Так он их, наверное, эмоционально воспитывал, подумал я, но уже ничего не буркнул в ответ. Завязался разговор.
— Я знаю, что вас это ничуть не интересует, — сказал человек, — но когда вы вышли от своих больных, я подумал — доктор наш дошел до точки. Из последних сил держится. Просто захотелось направить ваши мысли куда-то в другую сторону, к звездам и маякам, по которым мы определяем путь.
— Так вот оно что, — пробормотал я вместо благодарности и притушил окурок. И вдруг мне вспомнилось одно обстоятельство, которое меня давно занимало:
— Кстати, раз вы из Руана, что связывало вашего земляка с медициной?

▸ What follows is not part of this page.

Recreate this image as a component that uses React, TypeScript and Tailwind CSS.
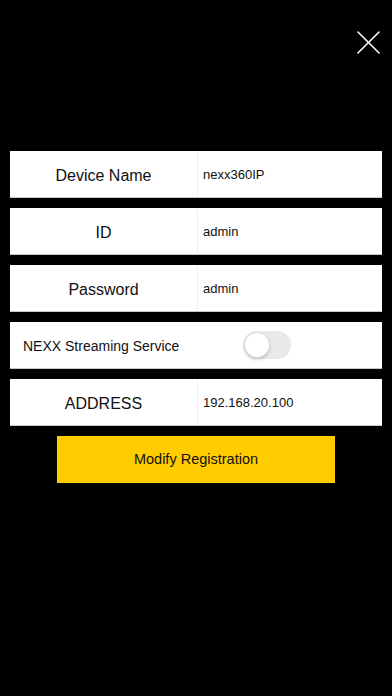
import React from 'react';

const font = { fontFamily: '"Liberation Sans", Arial, sans-serif' };

interface FieldRowProps {
  label: string;
  value: string;
}

const FieldRow: React.FC<FieldRowProps> = ({ label, value }) => {
  return (
    <div className="flex h-[47px] bg-white border-b border-[#c8c8c8]">
      <div className="w-[187px] flex items-center justify-center pt-[3px] text-[16px] text-[#111]">
        {label}
      </div>
      <div className="flex-1 flex items-center border-l border-[#ececec] my-[2px] pl-[5px] pt-[2px] text-[13px] text-[#111]">
        {value}
      </div>
    </div>
  );
};

export default function App() {
  return (
    <div className="w-[392px] h-[696px] bg-black flex flex-col" style={font}>
      <div className="flex justify-end pt-[31px] pr-[12px] h-[151px]">
        <button className="w-[23px] h-[23px]">
          <svg viewBox="0 0 24 24" width="23" height="23" stroke="white" strokeWidth="1.6" strokeLinecap="round">
            <path d="M1 1 L23 23 M23 1 L1 23" />
          </svg>
        </button>
      </div>

      <div className="flex flex-col gap-[10px] px-[10px]">
        <FieldRow label="Device Name" value="nexx360IP" />
        <FieldRow label="ID" value="admin" />
        <FieldRow label="Password" value="admin" />
        <div className="flex items-center h-[47px] bg-white border-b border-[#c8c8c8]">
          <div className="w-[233px] pl-[13px] pt-[2px] text-[14px] text-[#111]">NEXX Streaming Service</div>
          <div className="relative w-[48px] h-[28px] rounded-full bg-[#e9e9eb]">
            <div className="absolute left-[1px] top-[1px] w-[26px] h-[26px] rounded-full bg-white border border-[#dcdcdc] shadow-[0_2px_3px_rgba(0,0,0,0.15)]" />
          </div>
        </div>
        <FieldRow label="ADDRESS" value="192.168.20.100" />
      </div>

      <div className="flex justify-center pt-[10px]">
        <button className="w-[278px] h-[47px] bg-[#ffcc00] text-[14.5px] text-[#111]">
          Modify Registration
        </button>
      </div>
    </div>
  );
}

Я скорее почувствовал, чем увидел в темноте, что он улыбнулся.
— Вы имеете в виду мадам, правда?
— Да, ее. Но еще в большей степени — мужа.
— И еще аптекаря Омэ, не так ли?
— Да-да, этого мещанина, что умел лишь пережевывать фразы!
— И еще доктора Ларивьера, если не ошибаюсь!
— Да, и его! Он все же пришел к умирающей Бовари. Все они врачи. Роман, можно сказать, наводнен врачами.
— На это имеется простой ответ. — Раненый повернулся ко мне. — Отец Флобера был врач. Главный врач больницы. Как вы. В Руане. Не в Зволене. И известный хирург. Поэтому сыну близка была медицина. И все действие романа он развернул в этой среде. Сам жил в ней. Как вы, доктор. Ваши мысли тоже только о нас, раненых. Так всегда бывает с теми, кто отдает своему делу всю душу, все сердце. Спокойной ночи, доктор, — пробурчал он и, прежде чем исчезнуть, точно призрак, во тьме школьного коридора, добавил: — Надеюсь, что отвлек вас от ваших мыслей.
Нет, не отвлек.
Я по-прежнему думал о тех, кто лежал в чертежном зале, о моих Леру, моих Трико, о моих Карре. О моем Сольере, его единоборстве со смертью.
Меня позвали в зал. Прибыла новая дань восстания.
Утром Сольер умер. Умер мой первый француз. Номер 30. Место жительства: Париж. Профессия: парикмахер. Тот, что содержал мать. Ушел тихо, без единого слова, как и пришел.
Поистине удивительно ведут себя люди перед лицом смерти.
После войны меня разыскал советский лейтенант. Адрес у него был правильный, и он сообщил, что принес подарок. Дескать, от покойного товарища. Имя мне ничего, совсем ничего не говорило. Иванов? Андреев? Михайлов? Лечил я его, дескать, в Зволене, в госпитале «Г». Какое-то время спустя его увезли в другое место, и перед смертью он попросил передать врачу, лечившему его в Зволене, единственное, что у него было. И лейтенант, который лежал с ним рядом, эту последнюю его просьбу выполнил. На коробке было написано мое имя, мой адрес. Я открыл ее. Из газетной бумаги выпало оружие. Браунинг. «Это единственное, что у него было, когда он умирал. Вот и передал вам!» — сказал лейтенант. Этот браунинг я храню по сей день.
Или подбитый канадский летчик. Самоуглубленный, сосредоточенный в себе человек. Лежал у нас долго. Но был просто счастлив, что упал на повстанческую территорию. «Это меня спасло», — говорил он мне часто. Перед отступлением мы отослали его в тыл. После войны меня направили на эксгумацию общей могилы. Он лежал там, этот счастливый летчик, с дыркой в затылке.
Другой, это был советский партизан, попросил сестру, дежурившую у его постели, передать мне необычный подарок. Добыл он его своими руками и своей кровью. Это был эсэсовский кортик с выгравированной надписью: Meine Ehre heißt Treue[36]
. Сколько раз я собирался выбросить его, но тут же вспоминал, как умирал этот советский партизан, в забытьи, точно Дюамелев Фюма, и так и не смог сделать это. Парень умер, а кортик был, пожалуй, его единственным имуществом, и он отдал его мне.